START

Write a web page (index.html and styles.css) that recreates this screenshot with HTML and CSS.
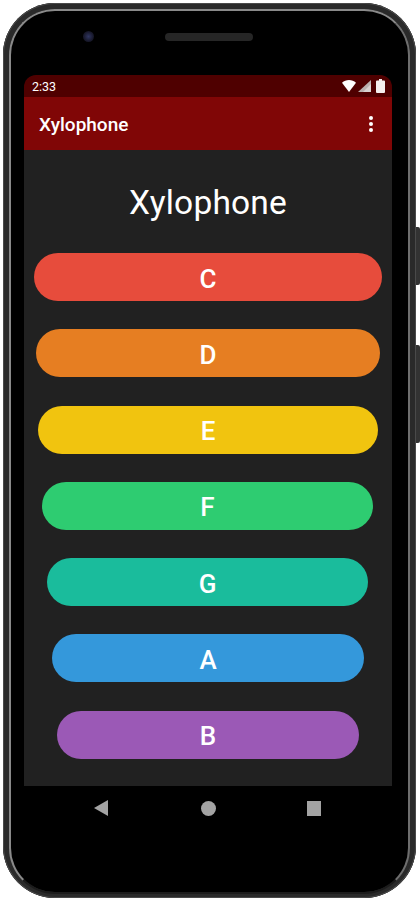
FILE: index.html
```html
<!DOCTYPE html>
<html lang="en">
<head>
    <meta charset="UTF-8">
    <meta name="viewport" content="width=device-width, initial-scale=1.0">
    <title>Xylophone</title>
    <link rel="stylesheet" href="styles.css">
</head>
<body>
    <div class="phone">
        <div class="side-btn side-power"></div>
        <div class="side-btn side-volume"></div>

        <div class="bezel-top">
            <div class="camera"></div>
            <div class="speaker"></div>
        </div>

        <div class="screen">
            <div class="status-bar">
                <span class="clock">2:33</span>
                <div class="status-icons">
                    <svg class="icon-wifi" width="14" height="12" viewBox="0 0 14 12"><path d="M0 2.8C2 1 4.4 0 7 0s5 1 7 2.8L7 12z" fill="#fff"/></svg>
                    <svg class="icon-signal" width="13" height="12" viewBox="0 0 13 12"><path d="M13 0v12H0z" fill="#b9b0ae"/><path d="M13 4v8H5z" fill="#d8d2d0"/></svg>
                    <svg width="9" height="14" viewBox="0 0 9 14"><path d="M3 0h3v1.500h2a1 1 0 0 1 1 1V13a1 1 0 0 1-1 1H1a1 1 0 0 1-1-1V2.500a1 1 0 0 1 1-1h2z" fill="#f4efee"/></svg>
                </div>
            </div>
            <div class="app-bar">
                <span class="app-title">Xylophone</span>
                <div class="overflow-menu">
                    <span class="menu-dot"></span>
                    <span class="menu-dot"></span>
                    <span class="menu-dot"></span>
                </div>
            </div>
            <div class="content">
                <h1 class="heading">Xylophone</h1>
                <div class="keys">
                    <button class="key key-c">C</button>
                    <button class="key key-d">D</button>
                    <button class="key key-e">E</button>
                    <button class="key key-f">F</button>
                    <button class="key key-g">G</button>
                    <button class="key key-a">A</button>
                    <button class="key key-b">B</button>
                </div>
            </div>
        </div>

        <div class="nav-bar">
            <svg width="15" height="16" viewBox="0 0 15 16"><path d="M14 0v16L0 8z" fill="#a3a3a3"/></svg>
            <span class="nav-home"></span>
            <span class="nav-recent"></span>
        </div>
    </div>
</body>
</html>
```

FILE: styles.css
```css
html, body {
    margin: 0;
    padding: 0;
    background: #fff;
}
body {
    width: 420px;
    height: 900px;
    overflow: hidden;
    font-family: Roboto, "Liberation Sans", sans-serif;
}
.phone {
    position: relative;
    box-sizing: border-box;
    width: 413px;
    height: 895px;
    margin: 3px 0 0 3px;
    padding: 0 24px 0 21px;
    background: #000;
    border-radius: 52px;
    box-shadow: inset 0 0 0 1px #4a4a4a, inset 0 0 0 6px #2a2a2a;
}
/* light rim inside the case, fades out at the bottom */
.phone::before {
    content: "";
    position: absolute;
    inset: 6px 6px 4px 6px;
    border: 2px solid;
    border-color: #8a8a8a #6e6e6e #1c1c1c #8a8a8a;
    border-radius: 46px;
    filter: blur(0.6px);
}
.side-btn {
    position: absolute;
    right: -4px;
    width: 4px;
    background: #333;
    border-radius: 0 2px 2px 0;
}
.side-power {
    top: 224px;
    height: 58px;
}
.side-volume {
    top: 342px;
    height: 98px;
}
.bezel-top {
    display: flex;
    align-items: center;
    box-sizing: border-box;
    height: 72px;
    padding-bottom: 5px;
}
.camera {
    width: 11px;
    height: 11px;
    margin-left: 59px;
    border-radius: 50%;
    background: radial-gradient(circle, #2f3560 0, #1a1b30 55%, #0b0b10 100%);
}
.speaker {
    width: 88px;
    height: 8px;
    margin-left: 71px;
    border-radius: 4px;
    background: #262626;
}
.screen {
    position: relative;
    width: 368px;
}
.status-bar {
    display: flex;
    justify-content: space-between;
    align-items: center;
    box-sizing: border-box;
    height: 22px;
    padding: 0 7px 0 8px;
    background: #4f0000;
    border-radius: 12px 12px 0 0;
    color: #fff;
    font-size: 12.5px;
}
.status-icons {
    display: flex;
    align-items: center;
}
.icon-wifi {
    margin-right: 2px;
}
.icon-signal {
    margin-right: 5px;
}
.app-bar {
    display: flex;
    justify-content: space-between;
    align-items: center;
    box-sizing: border-box;
    height: 53px;
    padding: 0 19px 0 15px;
    background: #800606;
    color: #fff;
}
.app-title {
    font-size: 19px;
    font-weight: 500;
    padding-top: 2px;
}
.overflow-menu {
    display: flex;
    flex-direction: column;
    gap: 2px;
}
.menu-dot {
    width: 4px;
    height: 4px;
    border-radius: 50%;
    background: #fff;
}
.content {
    box-sizing: border-box;
    height: 636px;
    padding-top: 33px;
    background: #212121;
}
.heading {
    margin: 0;
    height: 39px;
    line-height: 39px;
    text-align: center;
    color: #fff;
    font-size: 33.5px;
    font-weight: 400;
    letter-spacing: 0.2px;
}
.keys {
    display: flex;
    flex-direction: column;
    align-items: center;
    gap: 28.3px;
    margin-top: 31px;
}
.key {
    height: 48px;
    padding: 3px 0 0;
    border: 0;
    border-radius: 24px;
    color: #fff;
    font-family: Roboto, "Liberation Sans", sans-serif;
    font-size: 26px;
    font-weight: 500;
}
.key-c { width: 348px; background: #e74c3c; }
.key-d { width: 344px; background: #e67e22; }
.key-e { width: 340px; background: #f1c40f; }
.key-f { width: 331px; background: #2ecc71; margin-left: -1px; }
.key-g { width: 321px; background: #1abc9c; margin-left: -1px; }
.key-a { width: 312px; background: #3498db; }
.key-b { width: 302px; background: #9b59b6; }
.nav-bar {
    display: flex;
    justify-content: space-between;
    align-items: center;
    width: 227px;
    height: 44px;
    margin-left: 70px;
}
.nav-home {
    width: 15px;
    height: 15px;
    border-radius: 50%;
    background: #a3a3a3;
}
.nav-recent {
    width: 14px;
    height: 15px;
    background: #a3a3a3;
}
```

END

REQUIREMENTS ::
Write down every line of the data above that includes the string "index".

EXPECTED ANSWER ::
Write a web page (index.html and styles.css) that recreates this screenshot with HTML and CSS.
FILE: index.html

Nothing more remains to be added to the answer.